Toys are very useful when training your dog. Many puppies love to chase balls or Frisbees, so you should not hesitate to mix games with training sessions. However, they are often less inclined to give the object back. When the puppy returns to the owner, simply crouch down and present the puppy with a treat, then exchange the treat for the object to get the puppy to let go. You should not hesitate to use words like "drop" or "give" as long as they are always the same. You should only use rewards until the puppy understands what is expected of him.
These games based on mutual happiness reinforce the complicity in the relationship between an owner and his dog. Good communication with the puppy enhances the bonding and trust that is established. In addition, these training games are a pretext for prolonging walks without them being perceived as boring for the owner.
You should frequently change your walking routes to refine the puppy's already well-developed sense of smell. It is also important to differentiate between potty training walks and longer walks to release your dog’s build up energy.
It can be tempting when you get a dog or puppy to take a few days off work to look after it and be around more. It is, however, not necessarily a good idea. It is important not to change your habits. The puppy will quickly understand that it will have to be left alone during certain times of the day.

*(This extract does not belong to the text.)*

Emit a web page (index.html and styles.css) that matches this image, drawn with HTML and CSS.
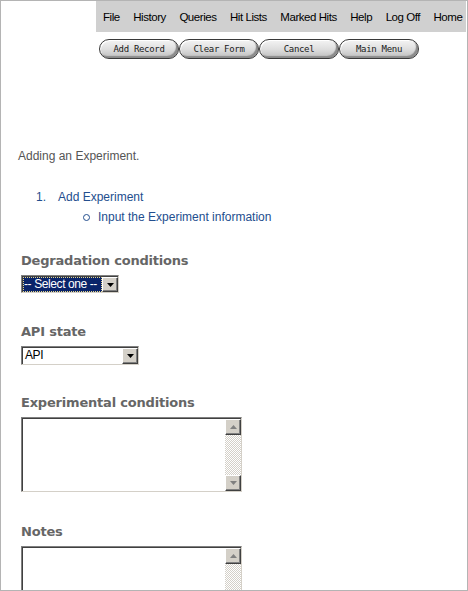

It will have to learn how to occupy itself, how to restrain itself from doing its business, etc. To help the puppy not feel lonely, the owner can place an old piece of clothing with its scent in the puppy's basket. They can also provide dog toys or even make a simulation game for the puppy that involves retrieving treats. This is a fun way for the puppy to kill time without feeling the loneliness of its owner's absence.
Another important trick to teach your puppy is to stop leash pulling and stop your dog from running after small animals. Although it can be fun to let a puppy chase a cat on a walk without catching it, the running animal is naturally identified by the dog as a target. Allowing the puppy to chase small animals, even in an innocuous way, reinforces its predatory instincts. As the dog grows older, it will identify a running animal or even a child as a target and this behaviour may be difficult or impossible to correct.
Finally, the puppy is particularly sensitive to voice variations, so you should try to not raise your voice and always encourage it to adopt the right behaviour. Similarly, violence is not indicated in puppy training, otherwise, the puppy will close in on itself and, worse, adopt a behaviour opposite to the one desired.
Once the puppy has become an adult, some owners may decide to further train their dog. A relationship and bond have already been established between the owner and the dog, thus making communication easier between the two.
Adult dogs also have a higher concentration capacity than puppies, meaning that you will be able to train with them for longer. Generally, adult dogs remain playful, so they will not be reluctant to cooperate with anything their owner may suggest.
Whether it is a puppy, or an adult dog, patience, consistency, and affection are essential in dog training. The training aims to get the dog to behave in the right way, but this only works if the owner observes the right attitudes. Its education involves the whole family, and all members of the family must be consistent in the instructions given to the dog.